03 │ The Satsuma Invasion and “Dual Subordination” — A State with Two Suzerains

⚔️Article 3 │ The Satsuma Invasion and “Dual Subordination”
In 1609, the Shimazu house (Shimazu-shi, 島津氏) of the Satsuma domain in southern Kyushu launched a military invasion of the Ryukyu Kingdom. From that point on, Ryukyu became a peculiar state of “dual subordination” (ryōzoku, 両属): it continued to receive investiture from China (the Ming and later the Qing) while at the same time falling under the control of Japan’s Satsuma domain. This article asks how a double allegiance that lasted nearly three centuries was even possible, and what it means for the history of karate.

🧭Orientation for readers new to Japanese history

  • Satsuma (薩摩) was a powerful domain (han) at the southern tip of Kyushu, ruled by the Shimazu family. “Domain” here means a semi-autonomous territory governed by a warrior lord (daimyō) under the loose overlordship of the Tokugawa shogunate.
  • The Tokugawa shogunate (bakufu, est. 1603) was the military government that ruled Japan until 1868. The country was not a centralized state but a federation of domains under the shogun.
  • “Investiture” and “tribute” were the ceremonial backbone of the East Asian order, in which the Chinese emperor recognized a foreign ruler and received periodic tribute missions in return.
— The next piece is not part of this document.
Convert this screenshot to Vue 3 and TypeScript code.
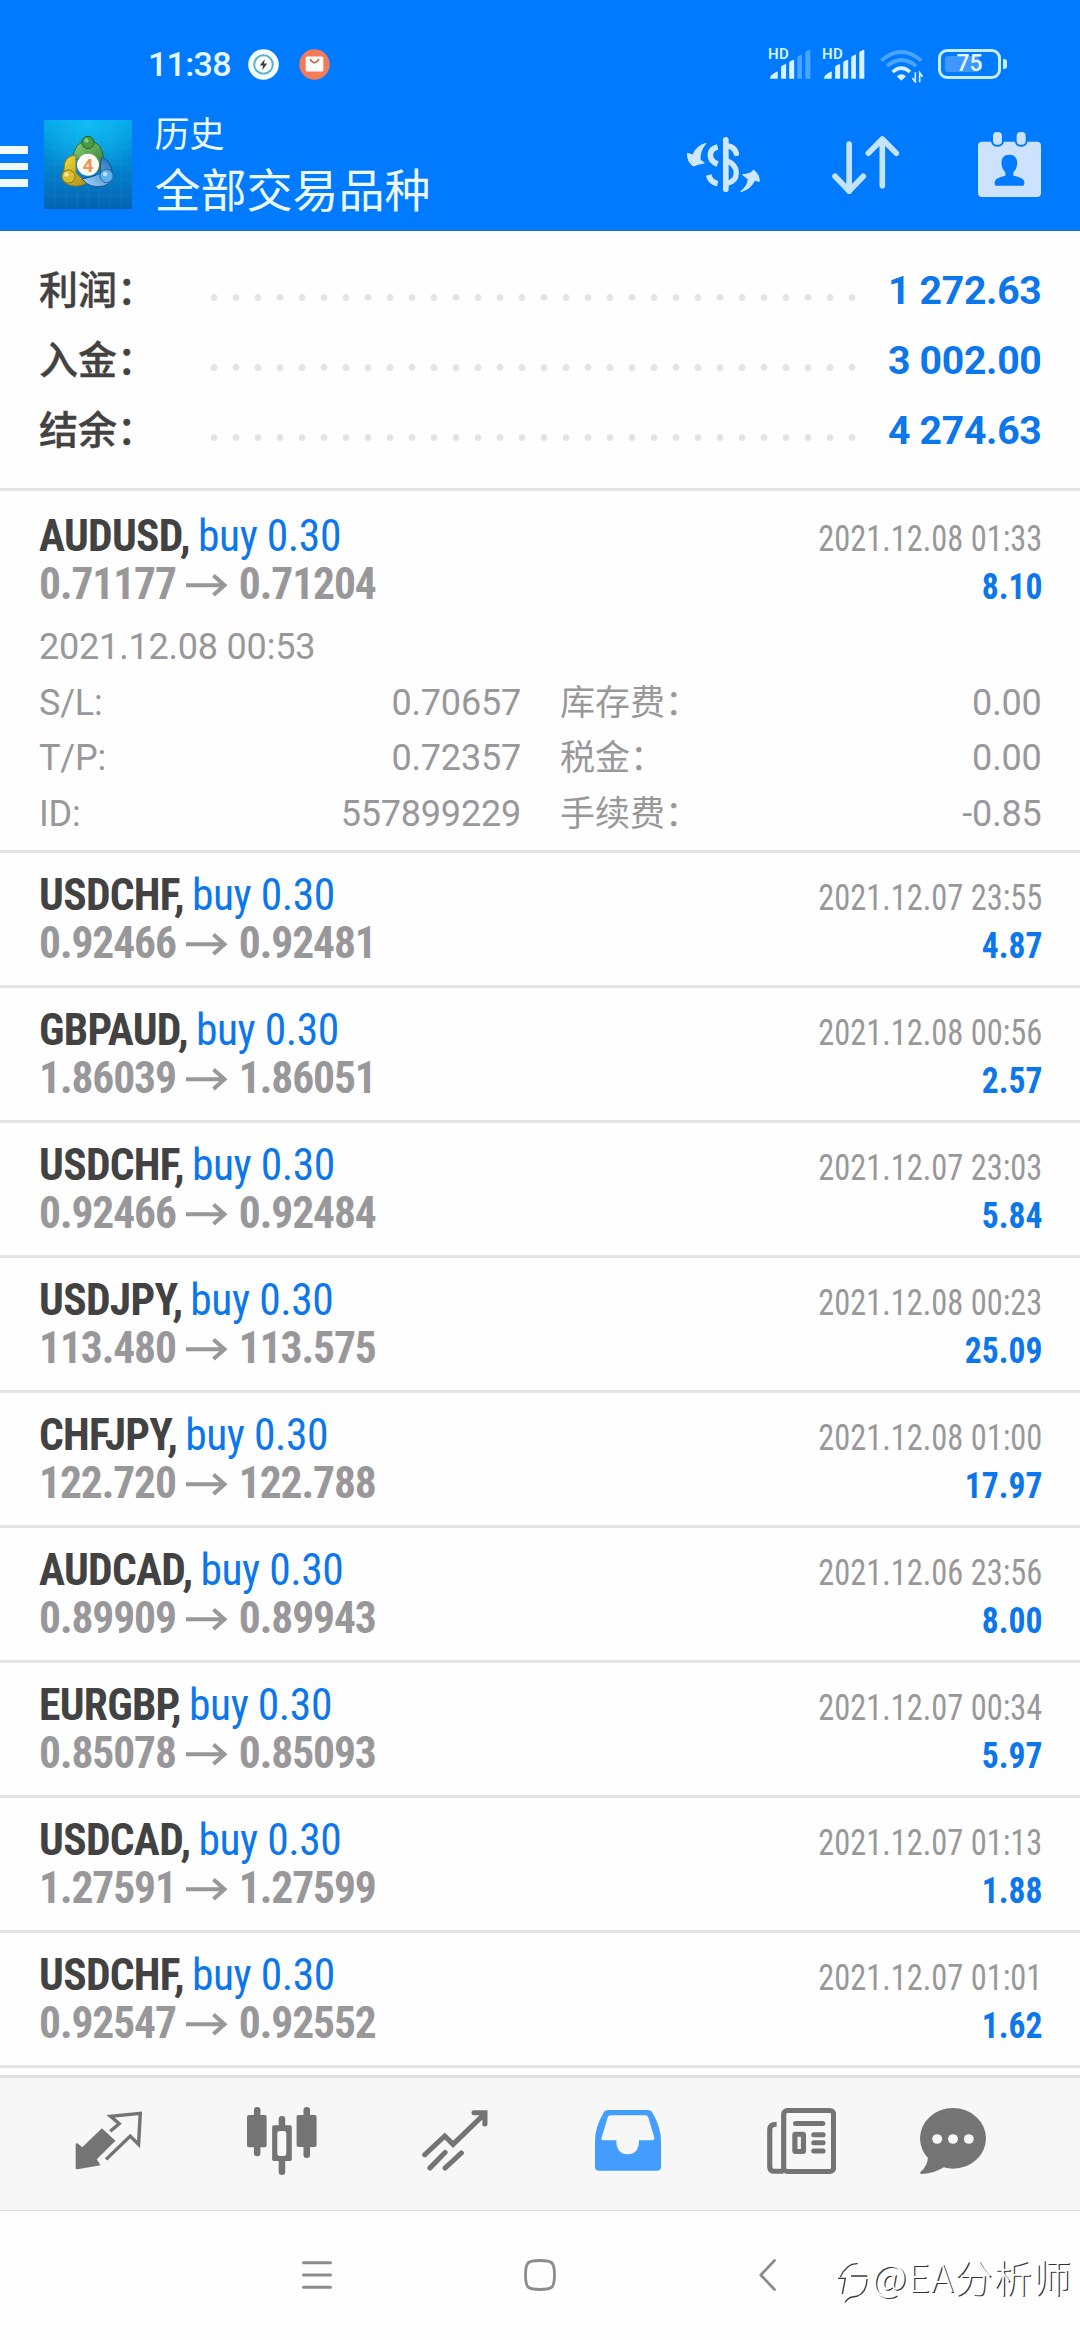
<script setup lang="ts">
interface Deal {
  symbol: string
  side: string
  open: string
  close: string
  time: string
  profit: string
}

interface Detail {
  label: string
  value: string
  label2: string
  value2: string
}

const totals: { label: string; value: string }[] = [
  { label: '利润：', value: '1 272.63' },
  { label: '入金：', value: '3 002.00' },
  { label: '结余：', value: '4 274.63' },
]

const deals: Deal[] = [
  { symbol: 'AUDUSD', side: 'buy 0.30', open: '0.71177', close: '0.71204', time: '2021.12.08 01:33', profit: '8.10' },
  { symbol: 'USDCHF', side: 'buy 0.30', open: '0.92466', close: '0.92481', time: '2021.12.07 23:55', profit: '4.87' },
  { symbol: 'GBPAUD', side: 'buy 0.30', open: '1.86039', close: '1.86051', time: '2021.12.08 00:56', profit: '2.57' },
  { symbol: 'USDCHF', side: 'buy 0.30', open: '0.92466', close: '0.92484', time: '2021.12.07 23:03', profit: '5.84' },
  { symbol: 'USDJPY', side: 'buy 0.30', open: '113.480', close: '113.575', time: '2021.12.08 00:23', profit: '25.09' },
  { symbol: 'CHFJPY', side: 'buy 0.30', open: '122.720', close: '122.788', time: '2021.12.08 01:00', profit: '17.97' },
  { symbol: 'AUDCAD', side: 'buy 0.30', open: '0.89909', close: '0.89943', time: '2021.12.06 23:56', profit: '8.00' },
  { symbol: 'EURGBP', side: 'buy 0.30', open: '0.85078', close: '0.85093', time: '2021.12.07 00:34', profit: '5.97' },
  { symbol: 'USDCAD', side: 'buy 0.30', open: '1.27591', close: '1.27599', time: '2021.12.07 01:13', profit: '1.88' },
  { symbol: 'USDCHF', side: 'buy 0.30', open: '0.92547', close: '0.92552', time: '2021.12.07 01:01', profit: '1.62' },
]

const openedAt = '2021.12.08 00:53'
const details: Detail[] = [
  { label: 'S/L:', value: '0.70657', label2: '库存费：', value2: '0.00' },
  { label: 'T/P:', value: '0.72357', label2: '税金：', value2: '0.00' },
  { label: 'ID:', value: '557899229', label2: '手续费：', value2: '-0.85' },
]
</script>

<template>
  <div class="screen">
    <header class="header">
      <div class="status">
        <span class="clock">11:38</span>
        <svg class="st-charge" width="31" height="31" viewBox="0 0 31 31">
          <circle cx="15.5" cy="15.5" r="15.3" fill="#f3fdff" />
          <circle cx="15.5" cy="15.5" r="9.3" fill="#fff" stroke="#5bb5c4" stroke-width="2" />
          <path d="M16.8 10l-5 6.4h3.2l-.8 4.8 5-6.6h-3.2z" fill="#3a3f45" />
        </svg>
        <svg class="st-mail" width="31" height="31" viewBox="0 0 31 31">
          <circle cx="15.5" cy="15.5" r="15.2" fill="#f47b57" />
          <rect x="6.7" y="7.5" width="17.6" height="15" rx="1.5" fill="#fff" />
          <path d="M11 10q4.5 7.5 9 0" fill="none" stroke="#c9604a" stroke-width="1.5" />
        </svg>
        <div class="st-right">
          <div class="sim">
            <span class="hd">HD</span>
            <svg width="41" height="30" viewBox="390 55 122 90" preserveAspectRatio="none">
              <path fill="#d6f3ff" d="M390 144q0-12 23-22v22zM423 144v-35q0-4 15-9v44zM447 144V96q2-6 15-9v57z" />
              <path fill="#4aa5ff" d="M471 144V80q2-5 14-9v73zM495 144V66q2-6 15-9v87z" />
            </svg>
          </div>
          <div class="sim second">
            <span class="hd">HD</span>
            <svg width="41" height="30" viewBox="390 55 122 90" preserveAspectRatio="none">
              <path fill="#d6f3ff" d="M390 144q0-12 23-22v22zM423 144v-35q0-4 15-9v44zM447 144V96q2-6 15-9v57zM471 144V80q2-5 14-9v73zM495 144V66q2-6 15-9v87z" />
            </svg>
          </div>
          <svg class="wifi" width="43" height="34" viewBox="719 56 129 102">
            <g fill="none" stroke-width="11">
              <path d="M723 91q60-52 120 0" stroke="#4aa5ff" />
              <path d="M740 107q43-36 87 0" stroke="#4aa5ff" />
              <path d="M757 125q26-23 52 0" stroke="#d6f3ff" />
            </g>
            <path d="M769 138q14-12 28 0l-14 13z" fill="#d6f3ff" />
            <path d="M825 126v29l-9-12M838 156v-29l9 12" fill="none" stroke="#d6f3ff" stroke-width="5" />
          </svg>
          <div class="battery">
            <i class="level"></i>
            <span>75</span>
          </div>
          <i class="nub"></i>
        </div>
      </div>
      <div class="appbar">
        <div class="burger"><i></i><i></i><i></i></div>
        <svg class="logo" width="88" height="89" viewBox="0 0 88 89">
          <defs>
            <linearGradient id="sky" x1="0" y1="0" x2="0" y2="1">
              <stop offset="0" stop-color="#06a5e6" />
              <stop offset=".5" stop-color="#0386d0" />
              <stop offset="1" stop-color="#0462b0" />
            </linearGradient>
            <radialGradient id="glow" cx=".5" cy=".05" r=".6">
              <stop offset="0" stop-color="#12c2f5" stop-opacity=".8" />
              <stop offset="1" stop-color="#12c2f5" stop-opacity="0" />
            </radialGradient>
            <linearGradient id="green" x1="0" y1="0" x2="1" y2="1">
              <stop offset="0" stop-color="#8ed07a" />
              <stop offset="1" stop-color="#237a2c" />
            </linearGradient>
            <linearGradient id="gold" x1="0" y1="0" x2="1" y2="1">
              <stop offset="0" stop-color="#f7e23c" />
              <stop offset="1" stop-color="#a88d16" />
            </linearGradient>
            <linearGradient id="azure" x1="0" y1="1" x2="1" y2="0">
              <stop offset="0" stop-color="#a9dcff" />
              <stop offset="1" stop-color="#1769b8" />
            </linearGradient>
          </defs>
          <rect width="88" height="89" fill="url(#sky)" />
          <rect width="88" height="89" fill="url(#glow)" />
          <path d="M11 0v89M22 0v89M33 0v89M44 0v89M55 0v89M66 0v89M77 0v89M0 12h88M0 28h88M0 44h88M0 60h88M0 76h88" stroke="#4fc0f0" stroke-opacity=".12" />
          <path d="M29 41Q29 21 44 21t16 19q0 8-5 12L44 34z" fill="url(#green)" stroke="#2c6b45" />
          <path d="M32 35q-13 1-12 15-6 10 5 15 10 3 18-2L32 53z" fill="url(#gold)" stroke="#7c7636" />
          <path d="M38 59q8 10 22 7 11-4 8-14-1-11-10-15-3 9-1 16-8 4-19 6z" fill="url(#azure)" stroke="#1a4f8b" />
          <circle cx="44" cy="22.5" r="6.2" fill="#479b45" stroke="#236331" />
          <circle cx="24.5" cy="56.5" r="6.6" fill="#d9bd2c" stroke="#867423" />
          <circle cx="62.5" cy="56" r="6.6" fill="#60b0ea" stroke="#2868a5" />
          <circle cx="22.5" cy="54.5" r="2.3" fill="#f5e899" />
          <circle cx="61" cy="54" r="2.3" fill="#b1e1ff" />
          <circle cx="42.500" cy="20.500" r="2.200" fill="#87ca7e" />
          <circle cx="44" cy="44.800" r="11" fill="#fcfaf6" />
          <text x="44" y="51.500" text-anchor="middle" class="four">4</text>
        </svg>
        <div class="titles">
          <div class="t1">历史</div>
          <div class="t2">全部交易品种</div>
        </div>
        <svg class="ic-dollar" width="73.300" height="55.700" viewBox="18 47 220 167">
          <g fill="none" stroke="#cfe8ff">
            <path d="M134.500 55.500V204" stroke-width="17" stroke-linecap="round" />
            <path d="M110 77Q88 82 88 101t22 27" stroke-width="17" />
            <path d="M83 161q5 21 27 26" stroke-width="17" />
            <path d="M141 74q20 3 25 22" stroke-width="17" stroke-linecap="round" />
            <path d="M138 118q28 12 28 36 0 26-28 32" stroke-width="16" />
          </g>
          <g fill="#cfe8ff" stroke="#cfe8ff" stroke-width="3" stroke-linejoin="round">
            <path d="M75 66Q45 74 36 101l-17-5q1 28 18 38 17-7 33-9l-13-10q-1-27 18-49z" />
            <path d="M179 211q21-17 23-37l-17-14q28-2 32-14 18 12 18 34l-14-3q-12 27-42 34z" />
          </g>
        </svg>
        <svg class="ic-sort" width="67.300" height="58" viewBox="574 317 202 174">
          <path d="M625.500 341v142M583 438l42.500 44L668 438M725 466V326M683 369l42-43 42 43" fill="none" stroke="#c5e3ff" stroke-width="17" stroke-linecap="round" stroke-linejoin="round" />
        </svg>
        <svg class="ic-cal" width="63" height="65" viewBox="1010 305 189 195">
          <rect x="1010" y="334" width="189" height="166" rx="12" fill="#cde2ff" />
          <rect x="1049" y="298" width="39" height="51" rx="17" fill="#007aff" />
          <rect x="1120" y="298" width="39" height="51" rx="17" fill="#007aff" />
          <rect x="1055" y="305" width="27" height="38" rx="12" fill="#cde2ff" />
          <rect x="1126" y="305" width="27" height="38" rx="12" fill="#cde2ff" />
          <path d="M1104 373c-18 0-26 14-23 31 2 13 8 17 11 22v10q-32 6-32 20v5q0 5 5 5h79q5 0 5-5v-5q0-14-33-20v-10c4-5 9-9 11-22 3-17-5-31-23-31z" fill="#007aff" />
        </svg>
      </div>
    </header>

    <section class="totals">
      <div v-for="t in totals" :key="t.label" class="total">
        <span class="total-label">{{ t.label }}</span>
        <span class="dots"></span>
        <span class="total-value">{{ t.value }}</span>
      </div>
    </section>

    <main class="list">
      <article v-for="(d, i) in deals" :key="i" class="deal" :class="{ open: i === 0 }">
        <div class="main">
          <div class="left">
            <div class="line"><b class="sym">{{ d.symbol }},</b> <span class="side">{{ d.side }}</span></div>
            <div class="line price">
              <span>{{ d.open }}</span>
              <svg width="42" height="24" viewBox="0 0 42 24">
                <path d="M0 12.300h37M27.500 2.500L38.500 12.300 27.500 22" fill="none" stroke="#98989a" stroke-width="4" />
              </svg>
              <span>{{ d.close }}</span>
            </div>
          </div>
          <div class="right">
            <div class="line date">{{ d.time }}</div>
            <div class="line profit">{{ d.profit }}</div>
          </div>
        </div>
        <div v-if="i === 0" class="details">
          <div class="opened">{{ openedAt }}</div>
          <div v-for="r in details" :key="r.label" class="drow">
            <div class="pair first"><span>{{ r.label }}</span><span>{{ r.value }}</span></div>
            <div class="pair"><span class="cjk">{{ r.label2 }}</span><span>{{ r.value2 }}</span></div>
          </div>
        </div>
      </article>
    </main>

    <nav class="tabs">
      <svg width="67" height="58.700" viewBox="218 188 194 176" preserveAspectRatio="none">
        <path d="M220 286l4-2 15 13 57-57 39 37-54 56 11 18-67 12q-5 0-5-5z" fill="#747474" />
        <path d="M320 249l26-23-25-22 86-9-5 93-24-25-70 70" fill="none" stroke="#747474" stroke-width="10" />
      </svg>
      <svg width="69.600" height="68" viewBox="715 174 202 204" preserveAspectRatio="none">
        <g fill="#747474">
          <rect x="735" y="174" width="19" height="148" rx="9" />
          <rect x="715" y="198" width="57" height="97" rx="6" />
          <rect x="879" y="174" width="19" height="153" rx="9" />
          <rect x="859" y="198" width="58" height="96" rx="6" />
          <rect x="807" y="201" width="19" height="177" rx="9" />
          <rect x="788" y="229" width="57" height="107" rx="5" />
        </g>
        <rect x="803" y="246" width="26" height="75" rx="7" fill="#f7f7f7" />
      </svg>
      <svg width="65.500" height="60.700" viewBox="1223 182 190 182" preserveAspectRatio="none">
        <path d="M1231 316l58-56 24 25 92-92M1374 190h31.500v34M1246 356l44-47M1290 356l47-45" fill="none" stroke="#747474" stroke-width="15" stroke-linecap="round" />
      </svg>
      <svg width="66" height="60.700" viewBox="159 182 192 182" preserveAspectRatio="none">
        <path fill="#429dff" fill-rule="evenodd" d="M198 182H312Q322 182 327 192Q351 235 351 275V352Q351 364 339 364H171Q159 364 159 352V275Q159 235 183 192Q188 182 198 182zM205 198H305Q312 198 314 204L332 266Q332 273 325 273H287Q287 315 254 315T221 273H184Q176 273 178 266L196 204Q198 198 205 198z" />
      </svg>
      <svg width="69.500" height="66" viewBox="657 174 202 198" preserveAspectRatio="none">
        <g fill="none" stroke="#747474" stroke-width="15">
          <rect x="705.500" y="181.500" width="145" height="183" rx="11" />
          <path d="M685 223q-20 0-20 15v112q0 14 14 14h26" />
          <rect x="738" y="252.500" width="25" height="52" rx="2" />
          <path d="M740 220.500h79M793 254h27M793 278.500h27M793 303h27" stroke-linecap="round" />
        </g>
      </svg>
      <svg width="66" height="66" viewBox="1103 174 192 198" preserveAspectRatio="none">
        <ellipse cx="1199" cy="265" rx="96" ry="91" fill="#747474" />
        <path d="M1127 316q-2 34-22 49-5 7 4 7 36-1 68-23z" fill="#747474" />
        <g fill="#f7f7f7">
          <circle cx="1153" cy="267" r="14.500" />
          <circle cx="1199" cy="267" r="14.500" />
          <circle cx="1245" cy="267" r="14.500" />
        </g>
      </svg>
    </nav>

    <footer class="sysnav">
      <svg width="30" height="28" viewBox="0 0 30 28">
        <path d="M1.500 1.700h27M1.500 14h27M1.500 26.300h27" stroke="#8c8c8c" stroke-width="3" stroke-linecap="round" />
      </svg>
      <svg width="32" height="32" viewBox="0 0 32 32">
        <path d="M16 1.500c12 0 14.500 1.500 14.500 14.500S28 30.500 16 30.500 1.500 29 1.500 16 4 1.500 16 1.500z" fill="none" stroke="#8c8c8c" stroke-width="2.800" />
      </svg>
      <svg class="back" width="17" height="32" viewBox="0 0 17 32">
        <path d="M15.500 1.500L1.800 16l13.700 14.500" fill="none" stroke="#8c8c8c" stroke-width="2.800" stroke-linecap="round" stroke-linejoin="round" />
      </svg>
    </footer>

    <div class="mark">
      <svg width="34" height="46" viewBox="0 0 102 138">
        <path d="M10 60Q30 18 62 20M3 64h22l-9 47M42 57h49M90 66Q88 118 46 120 34 122 24 136" fill="none" stroke="#3a3a3a" stroke-width="4" />
      </svg>
      <span>@EA分析师</span>
    </div>
  </div>
</template>

<style>
body {
  background: #fefefe;
}
</style>

<style scoped>
.screen {
  position: relative;
  display: flex;
  flex-direction: column;
  width: 1080px;
  height: 2340px;
  overflow: hidden;
  background: #fefefe;
  font-family: Roboto, "Noto Sans CJK SC", sans-serif;
}
svg {
  display: block;
  flex: none;
}
.header {
  flex: none;
  box-sizing: border-box;
  height: 231px;
  background: #007aff;
  border-bottom: 1px solid #1b6fc4;
}
.status {
  box-sizing: border-box;
  display: flex;
  align-items: center;
  height: 110px;
  padding: 18px 73px 0 148px;
}
.clock {
  width: 80px;
  font-size: 34px;
  line-height: 40px;
  font-weight: 500;
  letter-spacing: -0.700px;
  color: #e4f7ff;
  white-space: nowrap;
}
.st-charge {
  margin-left: 20px;
}
.st-mail {
  margin-left: 20px;
}
.st-right {
  display: flex;
  align-items: center;
  margin-left: auto;
}
.sim {
  position: relative;
}
.sim.second {
  margin-left: 13px;
}
.hd {
  position: absolute;
  left: -2px;
  top: -4px;
  font-size: 15px;
  line-height: 18px;
  font-weight: 600;
  letter-spacing: 0.5px;
  color: #d6f3ff;
}
.wifi {
  margin: 3px 0 0 15px;
}
.battery {
  position: relative;
  box-sizing: border-box;
  width: 63px;
  height: 30px;
  margin-left: 15px;
  border: 3px solid #c4eeff;
  border-radius: 9px;
  color: #e4f7ff;
  font-size: 23px;
  line-height: 24px;
  font-weight: 500;
  text-align: center;
}
.battery span {
  position: relative;
}
.level {
  position: absolute;
  left: 4px;
  top: 4px;
  width: 34px;
  height: 16px;
  border-radius: 3px;
  background: #3f97ff;
}
.nub {
  width: 4px;
  height: 10px;
  margin-left: 2px;
  border-radius: 0 3px 3px 0;
  background: #c4eeff;
}
.appbar {
  box-sizing: border-box;
  display: flex;
  align-items: center;
  height: 120px;
  padding-bottom: 11px;
}
.burger {
  display: flex;
  flex-direction: column;
  gap: 9.300px;
  width: 28px;
  padding-top: 4px;
}
.burger i {
  height: 7.400px;
  background: #eef9ff;
}
.logo {
  margin-left: 16px;
}
.four {
  font: 700 19px Roboto, sans-serif;
  fill: #ee9450;
}
.titles {
  align-self: flex-start;
  width: 290px;
  margin: 5px 0 0 22.500px;
  color: #ebf9ff;
  white-space: nowrap;
}
.t1 {
  font-size: 35px;
  line-height: 42px;
}
.t2 {
  margin-top: 4px;
  font-size: 46px;
  line-height: 60px;
}
.ic-dollar {
  margin-left: 242px;
}
.ic-sort {
  margin-left: 72.500px;
}
.ic-cal {
  margin-left: 78px;
}
.totals {
  flex: none;
  box-sizing: border-box;
  height: 260px;
  padding: 25px 38.500px 0 39px;
  border-bottom: 3px solid #e4e4e4;
}
.total {
  display: flex;
  height: 70px;
  font-size: 39px;
  line-height: 70px;
}
.total-label {
  width: 163.500px;
  font-weight: 500;
  color: #424242;
  -webkit-text-stroke: 0.400px #424242;
}
.dots {
  width: 660px;
  height: 7px;
  margin-top: 38px;
  background: radial-gradient(circle at 11px 3.500px, #e3e3e3 3px, transparent 3.800px) 0 0 / 22px 7px repeat-x;
}
.total-value {
  margin-left: auto;
  font-size: 39.200px;
  font-weight: 700;
  letter-spacing: -0.300px;
  color: #0c77ea;
}
.list {
  flex: 1;
  min-height: 0;
  overflow: hidden;
  font-family: "Roboto Condensed", Roboto, sans-serif;
}
.deal {
  box-sizing: border-box;
  height: 135px;
  padding: 18.500px 38px 0 39px;
  border-bottom: 3px solid #e4e4e4;
}
.deal.open {
  height: 362px;
  padding-top: 21.500px;
}
.main {
  display: flex;
  justify-content: space-between;
}
.line {
  height: 48px;
  font-size: 43.500px;
  line-height: 48px;
  white-space: nowrap;
}
.sym {
  font-weight: 700;
  letter-spacing: -0.700px;
  margin-right: -2px;
  color: #424242;
}
.side {
  letter-spacing: -0.450px;
  color: #0c77ea;
}
.price {
  display: flex;
  align-items: center;
  gap: 10.500px;
  font-weight: 700;
  letter-spacing: -1.100px;
  color: #98989a;
}
.right {
  text-align: right;
}
.right .line {
  font-size: 36.500px;
  line-height: 52px;
  transform-origin: 100% 50%;
}
.right .date {
  color: #98989a;
  transform: scaleX(0.888);
}
.right .profit {
  font-weight: 700;
  color: #0c77ea;
  transform: scaleX(0.92);
}
.details {
  font-family: Roboto, "Noto Sans CJK SC", sans-serif;
  font-size: 36px;
  line-height: 55.500px;
  font-weight: 400;
  letter-spacing: -0.200px;
  color: #98989a;
}
.opened {
  margin-top: 11.500px;
}
.drow {
  display: flex;
}
.drow .pair {
  display: flex;
  justify-content: space-between;
  width: 481.500px;
}
.drow .first {
  width: 482px;
  margin-right: 39px;
}
.pair .cjk {
  font-size: 35px;
  letter-spacing: 0;
}
.tabs {
  flex: none;
  box-sizing: border-box;
  display: grid;
  grid-template-columns: repeat(5, 173.200px) 131px;
  align-items: center;
  justify-items: center;
  height: 136px;
  padding: 0 0 7px 22px;
  background: #f7f7f7;
  border-top: 3px solid #e0e0e0;
  border-bottom: 1px solid #dedede;
}
.sysnav {
  flex: none;
  box-sizing: border-box;
  display: grid;
  grid-template-columns: repeat(3, 223px);
  align-items: center;
  justify-items: center;
  height: 129px;
  padding: 0 0 1px 205.500px;
}
.back {
  margin-left: 8px;
}
.mark {
  position: absolute;
  left: 837px;
  top: 2254px;
  display: flex;
  color: #fff;
  font-family: "Noto Sans CJK SC", sans-serif;
  font-size: 38px;
  line-height: 44px;
  font-weight: 300;
  letter-spacing: 1.200px;
  text-shadow: 1.200px 1.200px 0.500px #333;
  white-space: nowrap;
}
.mark svg {
  margin-top: 3px;
}
.mark span {
  margin-left: 1px;
}
</style>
Article 2 explains this system in detail. </aside>

1609 — How the Invasion Came About

At the Battle of Sekigahara in 1600 — the decisive clash that brought the Tokugawa to national power — the Shimazu had sided with the losing “Western Army.” This left them politically vulnerable before Tokugawa Ieyasu (徳川家康), the victor. Satsuma was also in financial difficulty and needed both a new source of revenue and a way to restore its political standing. The Ryukyu Kingdom, for its part, was losing the profits of its old entrepôt trade as the Ming dynasty entered its decline and the trading order of East Asia grew unstable.

In the third month of 1609 (Keichō 14), Shimazu Iehisa (島津家久, also known as Tadatsune; 1576–1638) — with the permission of the Tokugawa shogunate — dispatched an army of about 3,000 men, with Kabayama Hisataka (樺山久高) as commander-in-chief. Against a Satsuma force equipped with matchlock guns, the Ryukyuan side was quickly defeated; Shuri Castle fell, and King Shō Nei (尚寧王, Shō Nei; 1564–1620) was taken to Satsuma. After roughly two years’ detention, in 1611 the king was permitted to return to Ryukyu. His title as king was never revoked, and Shō Nei continued to reign — but the kingdom’s standing in the wider world had changed profoundly.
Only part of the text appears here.